Beyond this, though, there will be times when you need to manage several things. Maybe these are not suitable for separate threads of execution that the operating system can manage. These are things that you want to manage yourself.

If you find yourself in this situation, then a round robin is a good choice. As long as you work on each task in equal amounts, move on to the next, and then go back to the first when you’ve went through them all, then you’ll know that progress is being made on all of them and that you’re not forgetting any of them. In other words, none of the tasks is starving.

If you need to pause for a while and start again later, then you’ll need to decide where to resume. I say you need to decide, because there’s no right answer for all cases. Maybe you want to always start again at the beginning. That’s fine. Just be aware that if you have frequent pausing and resuming compared to the amount of time it takes to make a full pass through the tasks, that this can lead to a form of starvation.

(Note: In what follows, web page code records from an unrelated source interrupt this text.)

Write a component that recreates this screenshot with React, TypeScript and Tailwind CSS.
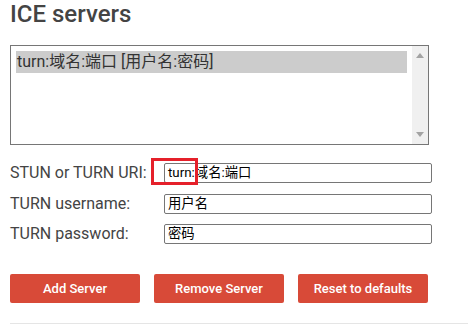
import React from "react";

const font = { fontFamily: 'Roboto, "Noto Sans CJK SC", sans-serif' };

function Field({ label, value }: { label: string; value: string }) {
  return (
    <div className="flex items-center h-[20px]">
      <div className="w-[154px] text-[16px] leading-[20px] text-[#444]">{label}</div>
      <div className="w-[268px] h-[20px] border border-[#767676] rounded-[2px] bg-white pl-[3px] text-[13.33px] leading-[18px] text-black">
        {value}
      </div>
    </div>
  );
}

export default function App() {
  return (
    <div className="relative w-[468px] h-[328px] bg-white overflow-hidden pl-[10px]" style={font}>
      <h2 className="text-[24px] leading-[28px] font-medium text-[#444]">ICE servers</h2>

      <div className="mt-[17px] w-[419px] h-[100px] border border-[#767676] flex">
        <div className="flex-1 p-[5px]">
          <div className="h-[22px] bg-[#cccccc] pl-[1px] text-[16px] leading-[22px] text-[#333]">
            turn:域名:端口 [用户名:密码]
          </div>
        </div>
        <div className="w-[16px] bg-[#f0f0f0] flex flex-col items-center justify-between py-[7px]">
          <svg width="8" height="5" viewBox="0 0 8 5"><path d="M0 5 L4 0 L8 5 Z" fill="#a3a3a3" /></svg>
          <svg width="8" height="5" viewBox="0 0 8 5"><path d="M0 0 L4 5 L8 0 Z" fill="#a3a3a3" /></svg>
        </div>
      </div>

      <div className="mt-[18px] flex flex-col gap-[10.5px]">
        <Field label="STUN or TURN URI:" value="turn:域名:端口" />
        <Field label="TURN username:" value="用户名" />
        <Field label="TURN password:" value="密码" />
      </div>

      <div className="mt-[30px] flex gap-[14px]">
        {["Add Server", "Remove Server", "Reset to defaults"].map((t) => (
          <button
            key={t}
            className="w-[130px] h-[29px] rounded-[2px] bg-[#d84a38] text-white text-[13px] font-medium"
          >
            {t}
          </button>
        ))}
      </div>

      <div className="mt-[20px] border-t border-[#e5e5e5]" />

      <div className="absolute left-[151px] top-[158px] w-[47px] h-[27px] border-[3px] border-[#e5202a]" />
    </div>
  );
}
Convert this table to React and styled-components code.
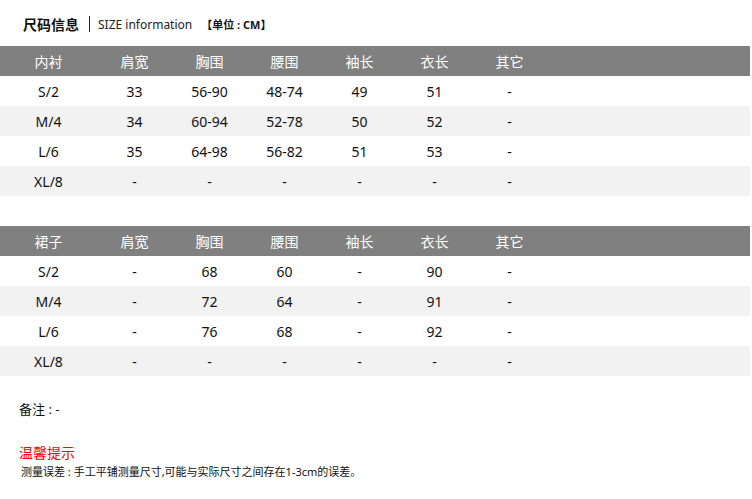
import React from 'react'
import styled, { createGlobalStyle } from 'styled-components'

const GlobalStyle = createGlobalStyle`
  body {
    margin: 0;
    background: #fff;
    font-family: "Noto Sans", "Noto Sans CJK SC", sans-serif;
    color: #111;
  }
`

const Page = styled.div`
  width: 750px;
  padding-top: 12px;
`

const TitleBar = styled.div`
  display: flex;
  align-items: center;
  height: 24px;
  padding-left: 23px;
  margin-bottom: 10px;
`

const TitleMain = styled.span`
  font-size: 14px;
  font-weight: 700;
  color: #111;
`

const Divider = styled.span`
  width: 1px;
  height: 16px;
  background: #222;
  margin: 0 8px 0 10px;
`

const TitleSub = styled.span`
  font-size: 12px;
  color: #222;
`

const Unit = styled.span`
  font-size: 11px;
  font-weight: 700;
  margin-left: 9px;
  color: #111;
`

const Table = styled.div`
  display: flex;
  flex-direction: column;
  margin-bottom: ${({ $gap }) => $gap || 0}px;
`

const Row = styled.div`
  display: grid;
  grid-template-columns: 97px repeat(6, 75px) 1fr;
  height: 30px;
  align-items: center;
  background: ${({ $head, $alt }) => ($head ? '#808080' : $alt ? '#f2f2f2' : '#fff')};
  color: ${({ $head }) => ($head ? '#fff' : '#111')};
  font-size: 14px;
`

const Cell = styled.span`
  text-align: center;
  white-space: nowrap;
`

const Note = styled.div`
  font-size: 13px;
  padding-left: 19px;
  margin-top: 23px;
  color: #111;
`

const Tip = styled.div`
  font-size: 14px;
  color: #ff0000;
  padding-left: 19px;
  margin-top: 24px;
`

const TipText = styled.div`
  font-size: 11px;
  padding-left: 21px;
  margin-top: 1px;
  color: #111;
`

const headers1 = ['内衬', '肩宽', '胸围', '腰围', '袖长', '衣长', '其它']
const rows1 = [
  ['S/2', '33', '56-90', '48-74', '49', '51', '-'],
  ['M/4', '34', '60-94', '52-78', '50', '52', '-'],
  ['L/6', '35', '64-98', '56-82', '51', '53', '-'],
  ['XL/8', '-', '-', '-', '-', '-', '-']
]

const headers2 = ['裙子', '肩宽', '胸围', '腰围', '袖长', '衣长', '其它']
const rows2 = [
  ['S/2', '-', '68', '60', '-', '90', '-'],
  ['M/4', '-', '72', '64', '-', '91', '-'],
  ['L/6', '-', '76', '68', '-', '92', '-'],
  ['XL/8', '-', '-', '-', '-', '-', '-']
]

const SizeTable = ({ headers, rows, gap }) => (
  <Table $gap={gap}>
    <Row $head>
      {headers.map(h => (
        <Cell key={h}>{h}</Cell>
      ))}
      <span />
    </Row>
    {rows.map((r, i) => (
      <Row key={r[0]} $alt={i % 2 === 1}>
        {r.map((c, j) => (
          <Cell key={j}>{c}</Cell>
        ))}
        <span />
      </Row>
    ))}
  </Table>
)

export default function App() {
  return (
    <Page>
      <GlobalStyle />
      <TitleBar>
        <TitleMain>尺码信息</TitleMain>
        <Divider />
        <TitleSub>SIZE information</TitleSub>
        <Unit>【单位 : CM】</Unit>
      </TitleBar>
      <SizeTable headers={headers1} rows={rows1} gap={30} />
      <SizeTable headers={headers2} rows={rows2} />
      <Note>备注 : -</Note>
      <Tip>温馨提示</Tip>
      <TipText>测量误差 : 手工平铺测量尺寸,可能与实际尺寸之间存在1-3cm的误差。</TipText>
    </Page>
  )
}
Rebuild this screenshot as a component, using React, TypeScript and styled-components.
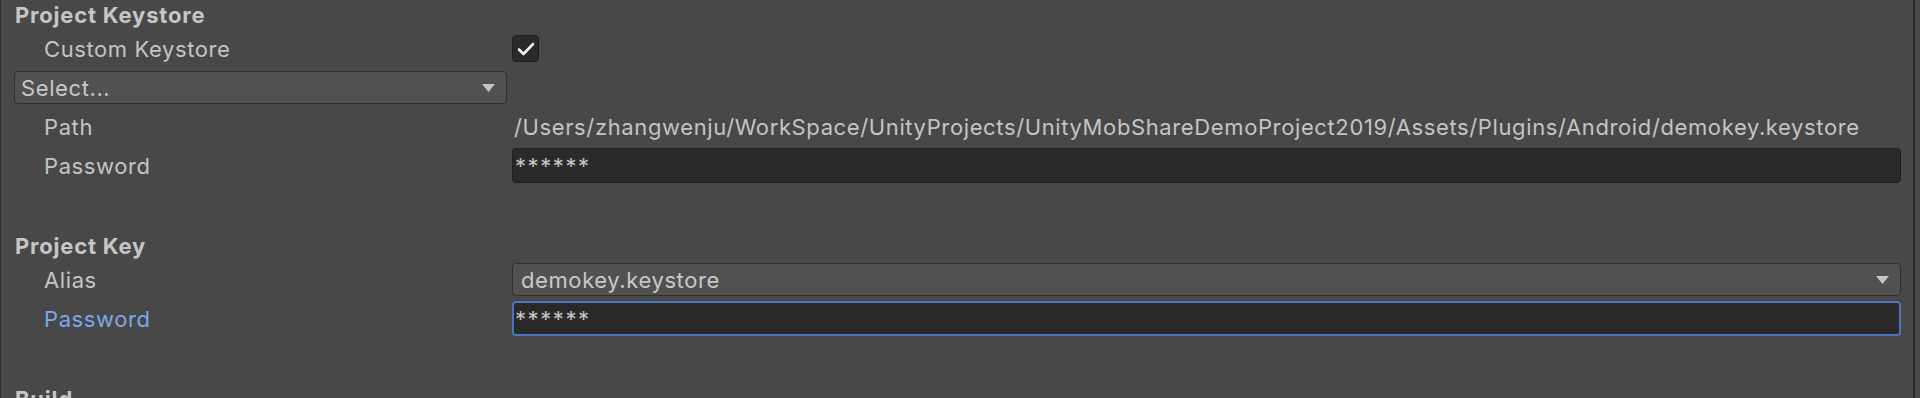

If that’s a problem, then the solution is to maintain a variable that records your place in the list when pausing. Then when you resume, instead of starting at the beginning of the list, first navigate to the last item that was being worked on before the pause. Then just continue where you left off.

This assumes that your tasks have some kind of order to them. If when you resume, you find that the tasks are in a different order, then maybe it makes more sense to just start at the beginning each time.

You’ll also have to decide how to manage the amount of time to spend on each task. As a normal process, your application won’t have the power of the operating system to rip control away from one of your tasks and start another one. You need to manage this yourself from within each task.

A good way to do this is to set a timer that will alert your application at specific intervals and all you need to do is set a variable to true so your code will know that the timer just ran.

Then in your tasks, make sure to periodically check this value to see of it changed to true. And if so, then wrap up what your task was doing, and get ready to switch to the next task.